The company's new vehicle sales volume for passenger vehicles, excluding luxury models, experienced a decline of approximately 5%, while commercial vehicle volumes decreased by 9%. Despite these challenges, operating cash flow nearly doubled to ₹151 crore from ₹80 crore in FY24, indicating effective working capital management. The luxury vehicle portfolio, however, saw a robust 39% growth, and the service and spares businesses remained relatively stable, providing crucial margin support.

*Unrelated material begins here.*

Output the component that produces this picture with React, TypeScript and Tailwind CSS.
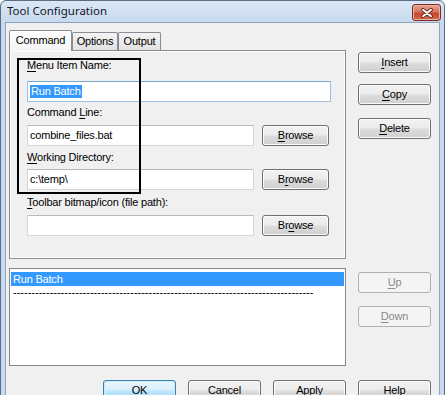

Looking ahead, Popular Vehicles aims to reposition itself for growth by focusing on geographic diversification, increasing contributions from high-margin businesses, and expanding its presence in the EV and luxury segments. The company secured Letters of Intent (LOIs) for four new Ather dealerships and a JLR facility in Nagpur, with a 3S facility in Bangalore expected to be operational by Q1 FY26.